■ Source data
* START *

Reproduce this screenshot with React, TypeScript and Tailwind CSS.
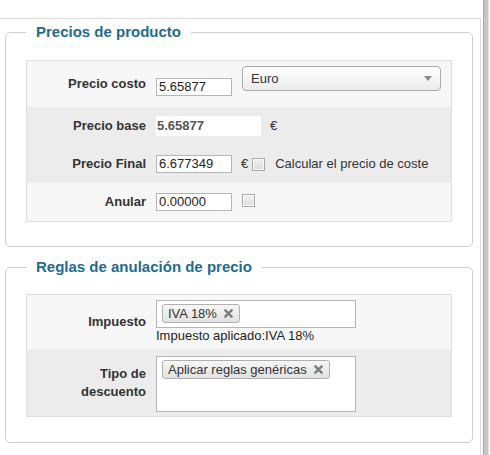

* END *
* START *

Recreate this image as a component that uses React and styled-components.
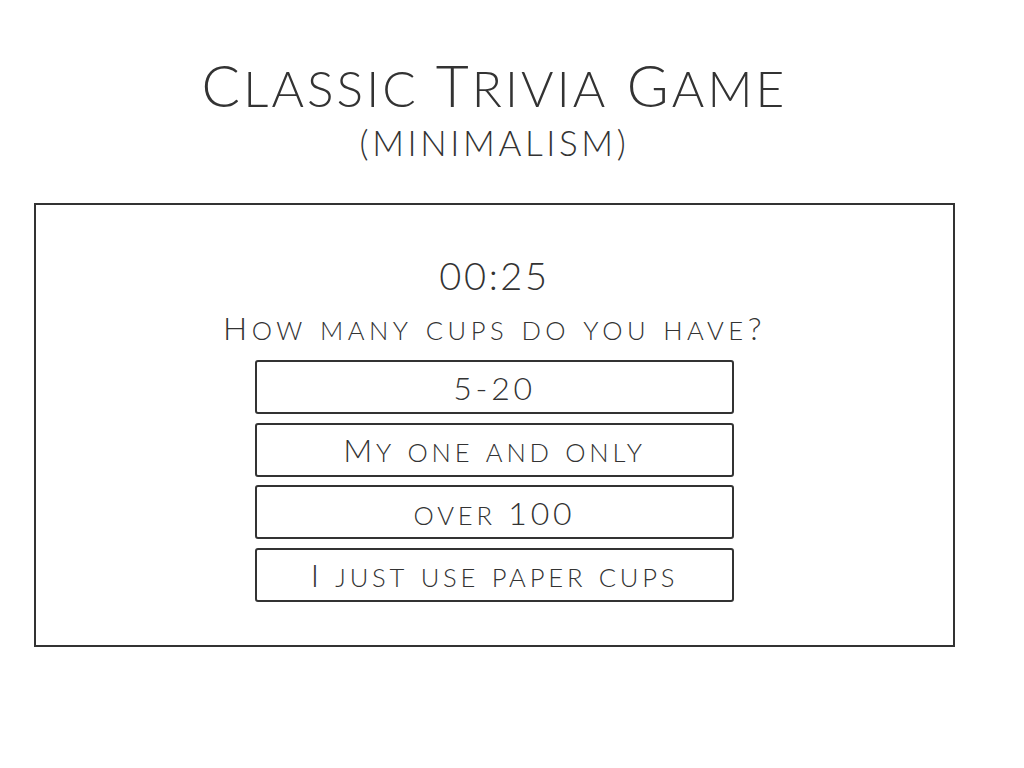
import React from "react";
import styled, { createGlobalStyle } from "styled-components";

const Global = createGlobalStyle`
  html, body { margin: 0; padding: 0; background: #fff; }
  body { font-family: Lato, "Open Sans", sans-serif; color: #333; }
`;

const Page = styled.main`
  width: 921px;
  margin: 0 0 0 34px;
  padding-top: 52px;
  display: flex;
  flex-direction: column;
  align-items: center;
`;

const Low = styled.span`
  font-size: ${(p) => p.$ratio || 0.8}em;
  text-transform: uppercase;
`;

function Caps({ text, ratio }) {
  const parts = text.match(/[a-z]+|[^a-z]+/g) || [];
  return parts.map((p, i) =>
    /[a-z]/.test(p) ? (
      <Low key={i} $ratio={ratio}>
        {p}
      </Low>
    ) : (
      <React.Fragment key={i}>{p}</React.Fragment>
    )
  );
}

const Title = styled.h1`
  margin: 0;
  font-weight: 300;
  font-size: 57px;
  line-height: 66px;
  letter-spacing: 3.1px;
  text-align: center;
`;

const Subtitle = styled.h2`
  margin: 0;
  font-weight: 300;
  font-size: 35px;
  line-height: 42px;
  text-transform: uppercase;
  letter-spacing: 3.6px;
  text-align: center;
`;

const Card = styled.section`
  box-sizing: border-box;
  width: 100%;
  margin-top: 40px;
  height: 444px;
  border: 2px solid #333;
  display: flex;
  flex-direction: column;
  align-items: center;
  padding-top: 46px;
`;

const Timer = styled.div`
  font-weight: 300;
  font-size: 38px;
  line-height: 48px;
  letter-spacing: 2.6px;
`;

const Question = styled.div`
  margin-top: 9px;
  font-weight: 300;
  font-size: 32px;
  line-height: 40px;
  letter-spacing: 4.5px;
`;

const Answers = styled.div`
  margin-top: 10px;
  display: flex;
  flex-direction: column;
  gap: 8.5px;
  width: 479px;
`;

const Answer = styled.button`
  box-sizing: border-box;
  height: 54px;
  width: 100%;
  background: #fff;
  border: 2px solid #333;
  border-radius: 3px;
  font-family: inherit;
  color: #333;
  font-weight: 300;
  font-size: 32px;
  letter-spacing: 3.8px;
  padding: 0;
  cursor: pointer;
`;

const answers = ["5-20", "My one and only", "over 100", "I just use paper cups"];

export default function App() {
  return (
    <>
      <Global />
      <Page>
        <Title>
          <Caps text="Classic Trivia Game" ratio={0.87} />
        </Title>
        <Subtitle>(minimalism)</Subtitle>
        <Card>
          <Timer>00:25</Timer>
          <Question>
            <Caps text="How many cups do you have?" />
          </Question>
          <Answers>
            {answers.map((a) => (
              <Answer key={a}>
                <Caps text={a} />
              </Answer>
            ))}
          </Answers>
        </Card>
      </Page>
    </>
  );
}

* END *
* START *

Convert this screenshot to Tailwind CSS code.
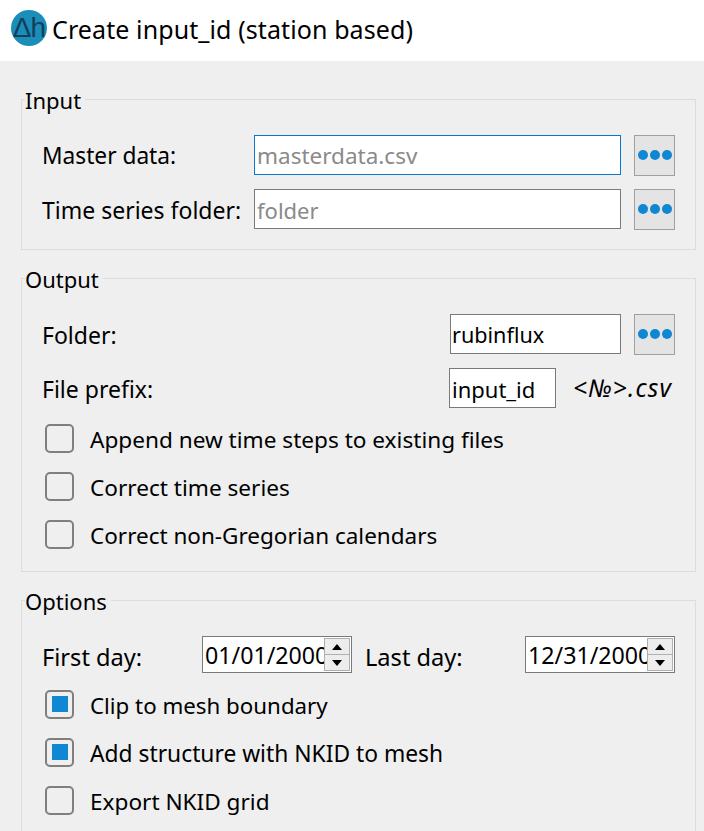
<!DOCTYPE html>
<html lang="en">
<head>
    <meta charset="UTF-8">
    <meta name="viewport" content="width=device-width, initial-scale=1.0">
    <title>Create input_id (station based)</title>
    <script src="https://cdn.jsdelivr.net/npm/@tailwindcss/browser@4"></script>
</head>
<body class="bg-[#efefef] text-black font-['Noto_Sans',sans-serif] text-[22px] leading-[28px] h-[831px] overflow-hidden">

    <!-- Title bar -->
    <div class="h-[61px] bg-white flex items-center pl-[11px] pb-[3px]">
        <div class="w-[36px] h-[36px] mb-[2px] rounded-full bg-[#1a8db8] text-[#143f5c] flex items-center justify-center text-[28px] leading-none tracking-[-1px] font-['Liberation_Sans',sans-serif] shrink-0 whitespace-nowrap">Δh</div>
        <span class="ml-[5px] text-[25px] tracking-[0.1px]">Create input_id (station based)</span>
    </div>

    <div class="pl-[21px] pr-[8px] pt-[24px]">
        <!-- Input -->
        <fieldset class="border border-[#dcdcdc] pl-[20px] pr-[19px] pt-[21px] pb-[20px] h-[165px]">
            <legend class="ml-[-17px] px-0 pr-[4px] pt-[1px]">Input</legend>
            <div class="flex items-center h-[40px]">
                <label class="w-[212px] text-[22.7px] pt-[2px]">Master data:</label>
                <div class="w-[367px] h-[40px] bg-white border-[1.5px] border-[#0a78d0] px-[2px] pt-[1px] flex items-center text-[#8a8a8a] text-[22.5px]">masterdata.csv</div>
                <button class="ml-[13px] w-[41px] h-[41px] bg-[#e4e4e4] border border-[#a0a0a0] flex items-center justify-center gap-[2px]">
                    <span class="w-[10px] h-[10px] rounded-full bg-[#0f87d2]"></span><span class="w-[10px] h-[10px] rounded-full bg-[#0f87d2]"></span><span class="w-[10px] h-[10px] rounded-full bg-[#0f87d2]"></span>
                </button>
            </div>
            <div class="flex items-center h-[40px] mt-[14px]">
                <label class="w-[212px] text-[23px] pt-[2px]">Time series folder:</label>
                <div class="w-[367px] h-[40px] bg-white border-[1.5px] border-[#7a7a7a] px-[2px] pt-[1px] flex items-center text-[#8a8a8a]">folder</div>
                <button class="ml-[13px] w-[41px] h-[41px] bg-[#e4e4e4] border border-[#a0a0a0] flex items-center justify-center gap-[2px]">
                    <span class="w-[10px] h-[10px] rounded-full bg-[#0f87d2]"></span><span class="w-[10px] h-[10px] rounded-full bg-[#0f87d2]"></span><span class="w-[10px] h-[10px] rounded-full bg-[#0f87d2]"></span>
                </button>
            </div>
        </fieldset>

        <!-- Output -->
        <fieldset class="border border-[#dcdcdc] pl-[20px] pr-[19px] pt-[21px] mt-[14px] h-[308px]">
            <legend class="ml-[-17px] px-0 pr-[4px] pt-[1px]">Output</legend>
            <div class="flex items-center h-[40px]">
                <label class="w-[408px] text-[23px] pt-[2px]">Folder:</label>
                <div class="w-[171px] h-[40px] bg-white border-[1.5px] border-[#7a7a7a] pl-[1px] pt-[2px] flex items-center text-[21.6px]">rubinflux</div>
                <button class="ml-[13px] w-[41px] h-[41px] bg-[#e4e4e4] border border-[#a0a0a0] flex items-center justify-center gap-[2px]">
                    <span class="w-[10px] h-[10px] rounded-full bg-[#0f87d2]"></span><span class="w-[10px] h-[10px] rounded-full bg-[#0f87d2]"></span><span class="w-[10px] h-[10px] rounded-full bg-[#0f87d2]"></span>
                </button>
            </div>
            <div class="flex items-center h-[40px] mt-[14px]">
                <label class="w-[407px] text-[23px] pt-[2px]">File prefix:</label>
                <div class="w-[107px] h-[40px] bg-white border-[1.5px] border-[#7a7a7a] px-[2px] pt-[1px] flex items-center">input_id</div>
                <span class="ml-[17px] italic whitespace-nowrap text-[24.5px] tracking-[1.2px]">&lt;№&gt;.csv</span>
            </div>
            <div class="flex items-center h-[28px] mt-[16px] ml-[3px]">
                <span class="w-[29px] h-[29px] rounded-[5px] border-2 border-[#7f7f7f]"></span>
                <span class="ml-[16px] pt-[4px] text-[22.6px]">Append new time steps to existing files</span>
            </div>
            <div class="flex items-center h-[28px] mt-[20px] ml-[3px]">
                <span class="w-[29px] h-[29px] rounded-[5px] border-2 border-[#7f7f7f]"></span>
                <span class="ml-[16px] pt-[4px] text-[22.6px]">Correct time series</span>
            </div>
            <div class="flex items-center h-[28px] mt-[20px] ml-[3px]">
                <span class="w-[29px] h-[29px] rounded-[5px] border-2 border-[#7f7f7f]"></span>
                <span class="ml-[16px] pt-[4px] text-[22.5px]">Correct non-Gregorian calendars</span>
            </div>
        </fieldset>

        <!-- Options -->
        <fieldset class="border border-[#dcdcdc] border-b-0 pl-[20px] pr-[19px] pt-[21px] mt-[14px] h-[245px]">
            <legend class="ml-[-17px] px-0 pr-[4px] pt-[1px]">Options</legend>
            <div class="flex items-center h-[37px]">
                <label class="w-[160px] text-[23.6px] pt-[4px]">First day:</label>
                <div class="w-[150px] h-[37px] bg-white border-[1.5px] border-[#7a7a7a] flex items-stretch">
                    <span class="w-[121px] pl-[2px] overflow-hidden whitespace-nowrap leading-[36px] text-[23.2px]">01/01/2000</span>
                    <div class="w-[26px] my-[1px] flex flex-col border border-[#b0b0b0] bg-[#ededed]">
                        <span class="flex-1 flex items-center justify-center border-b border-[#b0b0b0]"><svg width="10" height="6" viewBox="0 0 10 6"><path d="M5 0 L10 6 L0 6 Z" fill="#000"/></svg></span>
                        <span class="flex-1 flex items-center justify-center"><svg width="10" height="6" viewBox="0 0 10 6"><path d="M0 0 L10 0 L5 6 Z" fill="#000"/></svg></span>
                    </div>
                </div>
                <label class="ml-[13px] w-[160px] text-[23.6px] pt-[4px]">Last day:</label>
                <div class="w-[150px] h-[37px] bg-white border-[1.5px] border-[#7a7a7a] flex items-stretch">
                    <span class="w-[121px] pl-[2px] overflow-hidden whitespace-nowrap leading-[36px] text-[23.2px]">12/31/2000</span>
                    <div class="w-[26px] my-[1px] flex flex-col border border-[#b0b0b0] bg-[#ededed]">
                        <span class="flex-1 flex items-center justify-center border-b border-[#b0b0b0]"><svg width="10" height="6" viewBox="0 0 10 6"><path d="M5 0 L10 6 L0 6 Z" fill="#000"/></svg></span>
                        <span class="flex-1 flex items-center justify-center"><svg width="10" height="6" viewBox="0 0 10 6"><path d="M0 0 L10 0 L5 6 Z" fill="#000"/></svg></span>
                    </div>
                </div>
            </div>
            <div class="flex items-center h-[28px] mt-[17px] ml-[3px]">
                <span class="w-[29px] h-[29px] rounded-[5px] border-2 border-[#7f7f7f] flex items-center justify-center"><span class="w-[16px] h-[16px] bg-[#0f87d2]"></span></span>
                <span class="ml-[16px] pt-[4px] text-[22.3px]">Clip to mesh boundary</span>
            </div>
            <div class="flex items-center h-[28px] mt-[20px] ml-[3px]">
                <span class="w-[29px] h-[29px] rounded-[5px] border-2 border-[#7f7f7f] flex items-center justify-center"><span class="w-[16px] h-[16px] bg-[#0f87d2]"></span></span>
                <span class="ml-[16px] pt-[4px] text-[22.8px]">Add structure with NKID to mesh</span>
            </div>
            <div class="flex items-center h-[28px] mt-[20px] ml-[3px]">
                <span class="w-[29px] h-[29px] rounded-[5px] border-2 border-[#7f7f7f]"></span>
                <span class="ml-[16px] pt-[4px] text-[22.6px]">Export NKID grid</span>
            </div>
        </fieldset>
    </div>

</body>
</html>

* END *

■ Set exercise
Pull out every line of the entries that includes the word "styled".

■ The answer
Recreate this image as a component that uses React and styled-components.
import styled, { createGlobalStyle } from "styled-components";
const Page = styled.main`
const Low = styled.span`
const Title = styled.h1`
const Subtitle = styled.h2`
const Card = styled.section`
const Timer = styled.div`
const Question = styled.div`
const Answers = styled.div`
const Answer = styled.button`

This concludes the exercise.